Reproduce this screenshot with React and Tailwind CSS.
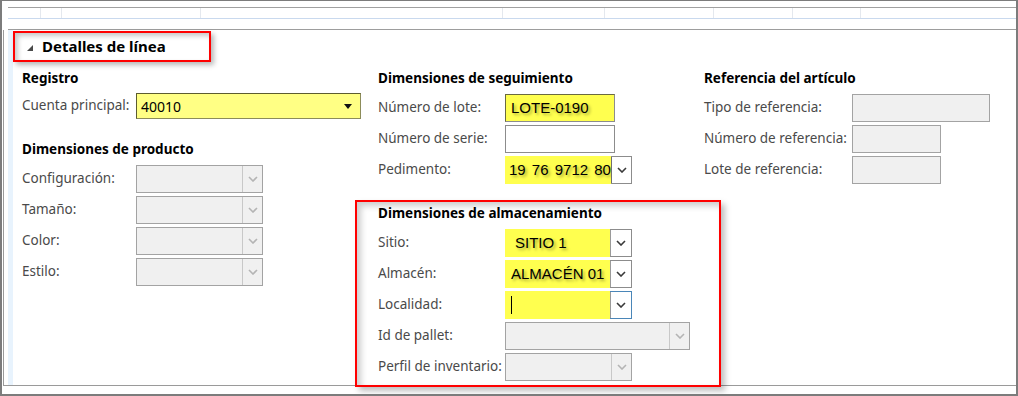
import React from "react";

const ui = "font-['Noto_Sans',sans-serif]";
const val = "font-['Liberation_Sans',Arial,sans-serif] text-[15px] text-black whitespace-nowrap [text-shadow:2px_2px_3px_rgba(0,0,0,0.35)]";

function Chevron({ dim }) {
  return (
    <svg width="10" height="6" viewBox="0 0 10 6" className="block">
      <polyline
        points="1,1 5,5 9,1"
        fill="none"
        stroke={dim ? "#b4b4b4" : "#3a3a3a"}
        strokeWidth="1.6"
      />
    </svg>
  );
}

// disabled gray combobox
function DimCombo({ w = "w-[127px]" }) {
  return (
    <div className={`${w} h-[28px] flex border border-[#a3a3a3] bg-[#f0f0f0]`}>
      <div className="flex-1" />
      <div className="w-[20px] border-l border-[#c8c8c8] flex items-center justify-center">
        <Chevron dim />
      </div>
    </div>
  );
}

function DimBox({ w }) {
  return <div className={`${w} h-[28px] border border-[#a3a3a3] bg-[#f0f0f0]`} />;
}

// yellow-marked combobox
function YellowCombo({ children, focused }) {
  return (
    <div
      className={`w-[127px] h-[28px] flex border ${
        focused ? "border-[#4a86b8]" : "border-[#8c8c8c]"
      } bg-white`}
    >
      <div className="w-[105px] -my-px -ml-px bg-[#ffff4f] flex items-center pl-[10px]">
        {children}
      </div>
      <div className="w-px bg-[#9a9a9a]" />
      <div className="flex-1 flex items-center justify-center">
        <Chevron />
      </div>
    </div>
  );
}

function Row({ label, lw, children }) {
  return (
    <div className="flex items-center h-[28px]">
      <div className={`${lw} shrink-0 text-[13.5px] text-[#4a4a4a] leading-none whitespace-nowrap`}>{label}</div>
      {children}
    </div>
  );
}

function Heading({ children }) {
  return (
    <div className="h-[20px] leading-[20px] text-[13.5px] font-bold text-black whitespace-nowrap">
      {children}
    </div>
  );
}

export default function App() {
  return (
    <div className={`w-[1018px] h-[396px] bg-white border-2 border-t-[1px] border-[#7c7c7c] flex flex-col overflow-hidden ${ui}`}>
      {/* grid header strip */}
      <div className="h-[29px] shrink-0 flex flex-col pl-[6px]">
        <div className="h-[6px]" />
        <div className="h-[1px] bg-[#a0a0a0]" />
        <div className="h-[10px] relative">
          {[40, 61, 200, 502, 604, 713, 792, 860].map((x) => (
            <div key={x} className="absolute top-0 bottom-0 w-px bg-[#e4e8ee]" style={{ left: x - 8 }} />
          ))}
        </div>
        <div className="h-[1px] bg-[#c9d9ee]" />
        <div className="h-[10px]" />
        <div className="h-[1px] bg-[#9d9d9d]" />
      </div>

      {/* line details panel */}
      <div className="flex-1 flex border-l border-b border-[#9a9a9a] ml-px mb-[8px] min-h-0">
        <div className="w-[4px]" />
        <div className="w-[5px] bg-[#e8f3fd]" />
        <div className="flex-1 flex flex-col min-w-0">
          <div className="mt-[1px] w-[198px] h-[31px] shrink-0 border-2 border-[#ff0000] flex items-center shadow-[3px_3px_5px_rgba(0,0,0,0.28),inset_3px_3px_5px_rgba(0,0,0,0.22)]">
            <svg width="6" height="6" viewBox="0 0 6 6" className="ml-[12px] mt-[3px]">
              <polygon points="6,0 6,6 0,6" fill="#4a4a4a" />
            </svg>
            <span className="ml-[9px] text-[15px] font-bold text-black leading-none">Detalles de línea</span>
          </div>

          <div className="flex mt-[6px] ml-[9px]">
            {/* left column */}
            <div className="w-[356px] shrink-0 flex flex-col">
              <Heading>Registro</Heading>
              <div className="mt-[5px] flex items-center h-[26px]">
                <div className="w-[114px] text-[13.5px] text-[#4a4a4a] leading-none whitespace-nowrap">Cuenta principal:</div>
                <div className="w-[225px] h-[26px] bg-[#ffff84] border border-[#8c8c5a] border-t-[#5c5c30] border-l-[#5c5c30] flex items-center pl-[4px] pr-[8px]">
                  <span className="flex-1 text-[14px] text-black">40010</span>
                  <svg width="8" height="5" viewBox="0 0 8 5">
                    <polygon points="0,0 8,0 4,5" fill="#111" />
                  </svg>
                </div>
              </div>
              <div className="mt-[20px]">
                <Heading>Dimensiones de producto</Heading>
              </div>
              <div className="mt-[6px] flex flex-col gap-[3px]">
                {["Configuración:", "Tamaño:", "Color:", "Estilo:"].map((l) => (
                  <Row key={l} label={l} lw="w-[114px]">
                    <DimCombo />
                  </Row>
                ))}
              </div>
            </div>

            {/* middle column */}
            <div className="w-[326px] shrink-0 flex flex-col">
              <Heading>Dimensiones de seguimiento</Heading>
              <div className="mt-[6px] flex flex-col gap-[3px]">
                <Row label="Número de lote:" lw="w-[127px]">
                  <div className="w-[110px] h-[28px] bg-[#ffff4f] border border-[#8c8c8c] border-t-[#6a6a40] border-l-[#6a6a40] flex items-center pl-[5px]">
                    <span className={val}>LOTE-0190</span>
                  </div>
                </Row>
                <Row label="Número de serie:" lw="w-[127px]">
                  <div className="w-[110px] h-[28px] bg-white border border-[#8c8c8c]" />
                </Row>
                <Row label="Pedimento:" lw="w-[127px]">
                  <div className="w-[127px] h-[28px] flex border border-[#8c8c8c] bg-white">
                    <div className="w-[106px] -my-px -ml-px bg-[#ffff4f] flex items-center pl-[4px] overflow-hidden">
                      <span className={`${val} [word-spacing:2px]`}>19 76 9712 80</span>
                    </div>
                    <div className="w-px bg-[#707070]" />
                    <div className="flex-1 flex items-center justify-center">
                      <Chevron />
                    </div>
                  </div>
                </Row>
              </div>

              <div className="mt-[16px] -ml-[23px] w-[366px] h-[187px] shrink-0 border-2 border-[#ff0000] pl-[21px] pt-[1px] shadow-[4px_4px_6px_rgba(0,0,0,0.25),inset_4px_4px_6px_rgba(0,0,0,0.2)]">
                <Heading>Dimensiones de almacenamiento</Heading>
                <div className="mt-[6px] flex flex-col gap-[3px]">
                  <Row label="Sitio:" lw="w-[127px]">
                    <YellowCombo>
                      <span className={val}>SITIO 1</span>
                    </YellowCombo>
                  </Row>
                  <Row label="Almacén:" lw="w-[127px]">
                    <YellowCombo>
                      <span className={`${val} -ml-[4px]`}>ALMACÉN 01</span>
                    </YellowCombo>
                  </Row>
                  <Row label="Localidad:" lw="w-[127px]">
                    <YellowCombo focused>
                      <span className="w-px h-[18px] bg-black -ml-[4px]" />
                    </YellowCombo>
                  </Row>
                  <Row label="Id de pallet:" lw="w-[127px]">
                    <DimCombo w="w-[185px]" />
                  </Row>
                  <Row label="Perfil de inventario:" lw="w-[127px]">
                    <DimCombo />
                  </Row>
                </div>
              </div>
            </div>

            {/* right column */}
            <div className="flex-1 flex flex-col">
              <Heading>Referencia del artículo</Heading>
              <div className="mt-[6px] flex flex-col gap-[3px]">
                <Row label="Tipo de referencia:" lw="w-[148px]">
                  <DimBox w="w-[138px]" />
                </Row>
                <Row label="Número de referencia:" lw="w-[148px]">
                  <DimBox w="w-[89px]" />
                </Row>
                <Row label="Lote de referencia:" lw="w-[148px]">
                  <DimBox w="w-[89px]" />
                </Row>
              </div>
            </div>
          </div>
        </div>
      </div>
    </div>
  );
}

★ ★ ★ ★ ★

WRITTEN PROBLEM
Reproduce the whole listing exactly, but not the images in it.

FINISHED EXERCISE
Reproduce this screenshot with React and Tailwind CSS.
import React from "react";

const ui = "font-['Noto_Sans',sans-serif]";
const val = "font-['Liberation_Sans',Arial,sans-serif] text-[15px] text-black whitespace-nowrap [text-shadow:2px_2px_3px_rgba(0,0,0,0.35)]";

function Chevron({ dim }) {
  return (
    <svg width="10" height="6" viewBox="0 0 10 6" className="block">
      <polyline
        points="1,1 5,5 9,1"
        fill="none"
        stroke={dim ? "#b4b4b4" : "#3a3a3a"}
        strokeWidth="1.6"
      />
    </svg>
  );
}

// disabled gray combobox
function DimCombo({ w = "w-[127px]" }) {
  return (
    <div className={`${w} h-[28px] flex border border-[#a3a3a3] bg-[#f0f0f0]`}>
      <div className="flex-1" />
      <div className="w-[20px] border-l border-[#c8c8c8] flex items-center justify-center">
        <Chevron dim />
      </div>
    </div>
  );
}

function DimBox({ w }) {
  return <div className={`${w} h-[28px] border border-[#a3a3a3] bg-[#f0f0f0]`} />;
}

// yellow-marked combobox
function YellowCombo({ children, focused }) {
  return (
    <div
      className={`w-[127px] h-[28px] flex border ${
        focused ? "border-[#4a86b8]" : "border-[#8c8c8c]"
      } bg-white`}
    >
      <div className="w-[105px] -my-px -ml-px bg-[#ffff4f] flex items-center pl-[10px]">
        {children}
      </div>
      <div className="w-px bg-[#9a9a9a]" />
      <div className="flex-1 flex items-center justify-center">
        <Chevron />
      </div>
    </div>
  );
}

function Row({ label, lw, children }) {
  return (
    <div className="flex items-center h-[28px]">
      <div className={`${lw} shrink-0 text-[13.5px] text-[#4a4a4a] leading-none whitespace-nowrap`}>{label}</div>
      {children}
    </div>
  );
}

function Heading({ children }) {
  return (
    <div className="h-[20px] leading-[20px] text-[13.5px] font-bold text-black whitespace-nowrap">
      {children}
    </div>
  );
}

export default function App() {
  return (
    <div className={`w-[1018px] h-[396px] bg-white border-2 border-t-[1px] border-[#7c7c7c] flex flex-col overflow-hidden ${ui}`}>
      {/* grid header strip */}
      <div className="h-[29px] shrink-0 flex flex-col pl-[6px]">
        <div className="h-[6px]" />
        <div className="h-[1px] bg-[#a0a0a0]" />
        <div className="h-[10px] relative">
          {[40, 61, 200, 502, 604, 713, 792, 860].map((x) => (
            <div key={x} className="absolute top-0 bottom-0 w-px bg-[#e4e8ee]" style={{ left: x - 8 }} />
          ))}
        </div>
        <div className="h-[1px] bg-[#c9d9ee]" />
        <div className="h-[10px]" />
        <div className="h-[1px] bg-[#9d9d9d]" />
      </div>

      {/* line details panel */}
      <div className="flex-1 flex border-l border-b border-[#9a9a9a] ml-px mb-[8px] min-h-0">
        <div className="w-[4px]" />
        <div className="w-[5px] bg-[#e8f3fd]" />
        <div className="flex-1 flex flex-col min-w-0">
          <div className="mt-[1px] w-[198px] h-[31px] shrink-0 border-2 border-[#ff0000] flex items-center shadow-[3px_3px_5px_rgba(0,0,0,0.28),inset_3px_3px_5px_rgba(0,0,0,0.22)]">
            <svg width="6" height="6" viewBox="0 0 6 6" className="ml-[12px] mt-[3px]">
              <polygon points="6,0 6,6 0,6" fill="#4a4a4a" />
            </svg>
            <span className="ml-[9px] text-[15px] font-bold text-black leading-none">Detalles de línea</span>
          </div>

          <div className="flex mt-[6px] ml-[9px]">
            {/* left column */}
            <div className="w-[356px] shrink-0 flex flex-col">
              <Heading>Registro</Heading>
              <div className="mt-[5px] flex items-center h-[26px]">
                <div className="w-[114px] text-[13.5px] text-[#4a4a4a] leading-none whitespace-nowrap">Cuenta principal:</div>
                <div className="w-[225px] h-[26px] bg-[#ffff84] border border-[#8c8c5a] border-t-[#5c5c30] border-l-[#5c5c30] flex items-center pl-[4px] pr-[8px]">
                  <span className="flex-1 text-[14px] text-black">40010</span>
                  <svg width="8" height="5" viewBox="0 0 8 5">
                    <polygon points="0,0 8,0 4,5" fill="#111" />
                  </svg>
                </div>
              </div>
              <div className="mt-[20px]">
                <Heading>Dimensiones de producto</Heading>
              </div>
              <div className="mt-[6px] flex flex-col gap-[3px]">
                {["Configuración:", "Tamaño:", "Color:", "Estilo:"].map((l) => (
                  <Row key={l} label={l} lw="w-[114px]">
                    <DimCombo />
                  </Row>
                ))}
              </div>
            </div>

            {/* middle column */}
            <div className="w-[326px] shrink-0 flex flex-col">
              <Heading>Dimensiones de seguimiento</Heading>
              <div className="mt-[6px] flex flex-col gap-[3px]">
                <Row label="Número de lote:" lw="w-[127px]">
                  <div className="w-[110px] h-[28px] bg-[#ffff4f] border border-[#8c8c8c] border-t-[#6a6a40] border-l-[#6a6a40] flex items-center pl-[5px]">
                    <span className={val}>LOTE-0190</span>
                  </div>
                </Row>
                <Row label="Número de serie:" lw="w-[127px]">
                  <div className="w-[110px] h-[28px] bg-white border border-[#8c8c8c]" />
                </Row>
                <Row label="Pedimento:" lw="w-[127px]">
                  <div className="w-[127px] h-[28px] flex border border-[#8c8c8c] bg-white">
                    <div className="w-[106px] -my-px -ml-px bg-[#ffff4f] flex items-center pl-[4px] overflow-hidden">
                      <span className={`${val} [word-spacing:2px]`}>19 76 9712 80</span>
                    </div>
                    <div className="w-px bg-[#707070]" />
                    <div className="flex-1 flex items-center justify-center">
                      <Chevron />
                    </div>
                  </div>
                </Row>
              </div>

              <div className="mt-[16px] -ml-[23px] w-[366px] h-[187px] shrink-0 border-2 border-[#ff0000] pl-[21px] pt-[1px] shadow-[4px_4px_6px_rgba(0,0,0,0.25),inset_4px_4px_6px_rgba(0,0,0,0.2)]">
                <Heading>Dimensiones de almacenamiento</Heading>
                <div className="mt-[6px] flex flex-col gap-[3px]">
                  <Row label="Sitio:" lw="w-[127px]">
                    <YellowCombo>
                      <span className={val}>SITIO 1</span>
                    </YellowCombo>
                  </Row>
                  <Row label="Almacén:" lw="w-[127px]">
                    <YellowCombo>
                      <span className={`${val} -ml-[4px]`}>ALMACÉN 01</span>
                    </YellowCombo>
                  </Row>
                  <Row label="Localidad:" lw="w-[127px]">
                    <YellowCombo focused>
                      <span className="w-px h-[18px] bg-black -ml-[4px]" />
                    </YellowCombo>
                  </Row>
                  <Row label="Id de pallet:" lw="w-[127px]">
                    <DimCombo w="w-[185px]" />
                  </Row>
                  <Row label="Perfil de inventario:" lw="w-[127px]">
                    <DimCombo />
                  </Row>
                </div>
              </div>
            </div>

            {/* right column */}
            <div className="flex-1 flex flex-col">
              <Heading>Referencia del artículo</Heading>
              <div className="mt-[6px] flex flex-col gap-[3px]">
                <Row label="Tipo de referencia:" lw="w-[148px]">
                  <DimBox w="w-[138px]" />
                </Row>
                <Row label="Número de referencia:" lw="w-[148px]">
                  <DimBox w="w-[89px]" />
                </Row>
                <Row label="Lote de referencia:" lw="w-[148px]">
                  <DimBox w="w-[89px]" />
                </Row>
              </div>
            </div>
          </div>
        </div>
      </div>
    </div>
  );
}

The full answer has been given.